II. B. Subsetting rows

First, let us look at how many observations are done per year:

df$Year <- as.numeric(format(as.Date(df$BGN_DATE, "%m/%d/%Y"), "%Y"))
with(df, hist(Year, breaks = max(Year) - min(Year), main = "Number of observation per year", xlab = "Year", ylab = "Frequency"))

One bar in the histogram represents 1 year. We can clearly see that there is a huge jump in number of observation starting from 1996. As it can be inferred from the plot in NOAA’ s website, there has been a change in regulation (probably the implementation of Directive 10-1605), the NOAA started to increase its observation to 48 events. We will therefore subset data which starts from 1996 only as previous years might skew our analysis (we need to keep an apple-to-apple comparison).

df = df[df$Year == 1996,]

II. C. Subsetting columns

Looking at the variables, it seems that we only need:
1. Types of events: EVTYPE
2. Population health related variables: FATALITIES and INJURIES
3. Economic consequences related variables: PROPDMG and CROPDMG, and their respective exponent PROPDMGEXP and CROPDMGEXP.

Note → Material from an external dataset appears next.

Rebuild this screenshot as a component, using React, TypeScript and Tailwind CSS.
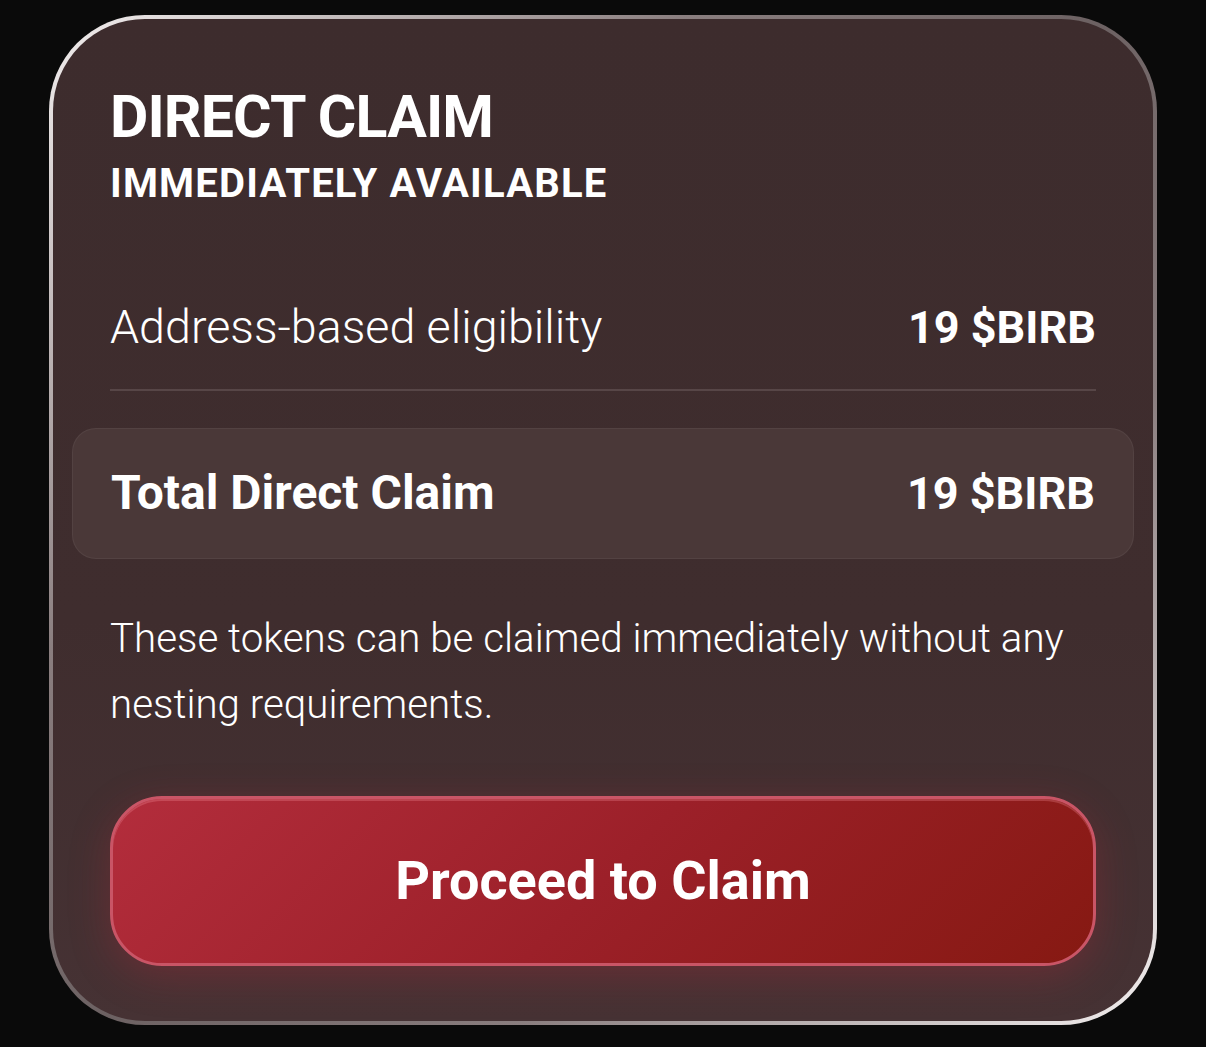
export default function App() {
  return (
    <div
      className="min-h-screen bg-[#0a0a0a] pl-[49px] pr-[49px] pt-[15px]"
      style={{ fontFamily: 'Roboto, "Noto Sans", sans-serif' }}
    >
      <div className="h-[1010px] w-[1108px] rounded-[96px] bg-[linear-gradient(135deg,#f4f0f0_0%,#8a7e7f_30%,#6c6162_50%,#8a7e7f_70%,#f4f0f0_100%)] p-[4px]">
        <div className="flex h-full flex-col rounded-[92px] bg-[linear-gradient(180deg,#3d2c2d_0%,#3f2d2e_60%,#463234_100%)] px-[57px] pt-[68px] text-white">
          <h1 className="text-[59px] font-bold leading-none tracking-[-0.015em]">DIRECT CLAIM</h1>
          <h2 className="mt-[18px] text-[40px] font-bold leading-none tracking-[0.03em]">IMMEDIATELY AVAILABLE</h2>

          <div className="mt-[100px] flex items-center justify-between">
            <span className="text-[46.6px] font-light leading-none">Address-based eligibility</span>
            <span className="text-[45px] font-bold leading-none">19 $BIRB</span>
          </div>
          <div className="mt-[38px] h-[2px] bg-[#574647]" />

          <div className="-mx-[38px] mt-[37px] flex h-[131px] items-center justify-between rounded-[24px] border border-white/5 bg-[#4a3838] px-[38px]">
            <span className="text-[48px] font-bold leading-none">Total Direct Claim</span>
            <span className="text-[45px] font-bold leading-none">19 $BIRB</span>
          </div>

          <p className="mt-[47px] text-[40.3px] font-light leading-[66px]">
            These tokens can be claimed immediately without any nesting requirements.
          </p>

          <button className="mt-[58px] h-[170px] rounded-[52px] border-[3px] border-[#c95566] bg-[linear-gradient(135deg,#b32d3c_0%,#9c2029_50%,#861912_100%)] text-[54px] font-bold text-white shadow-[0_10px_40px_rgba(190,40,55,0.3),inset_0_2px_0_rgba(255,160,170,0.25)]">
            Proceed to Claim
          </button>
        </div>
      </div>
    </div>
  );
}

df = df[, c("EVTYPE", "FATALITIES", "INJURIES", "PROPDMG", "PROPDMGEXP", "CROPDMG", "CROPDMGEXP")]
dim(df)

## [1] 32270     7

dfSize = nrow(df) * ncol(df) * 8 / 2^20
print(paste("The dataframe size is", format(round(dfSize, 2), nsmall= 2), "Mb."))

## [1] "The dataframe size is 1.72 Mb."

We can see that the dataset size is greatly reduced.

Let’s now see whether the data looks good to be processed.

str(df)

## 'data.frame':    32270 obs. of  7 variables:
##  $ EVTYPE    : Factor w/ 985 levels "   HIGH SURF ADVISORY",..: 972 834 856 856 856 244 359 856 856 856 ...
##  $ FATALITIES: num  0 0 0 0 0 0 0 0 0 0 ...
##  $ INJURIES  : num  0 0 0 0 0 0 0 0 0 0 ...
##  $ PROPDMG   : num  380 100 3 5 2 0 400 12 8 12 ...
##  $ PROPDMGEXP: Factor w/ 19 levels "","-","?","+",..: 17 17 17 17 17 1 17 17 17 17 ...
##  $ CROPDMG   : num  38 0 0 0 0 0 0 0 0 0 ...
##  $ CROPDMGEXP: Factor w/ 9 levels "","?","0","2",..: 7 1 1 1 1 1 1 1 1 1 ...

sum(is.na(df))

## [1] 0

length(unique(df$EVTYPE))

## [1] 228

The good news is there is no missing values so no need to do anything special on that front. However, from the NOAA documentation we know that there are 48 types of events, but we can clearly see there are more event type in the dataset: this is due to typo. We will need to clean this variable.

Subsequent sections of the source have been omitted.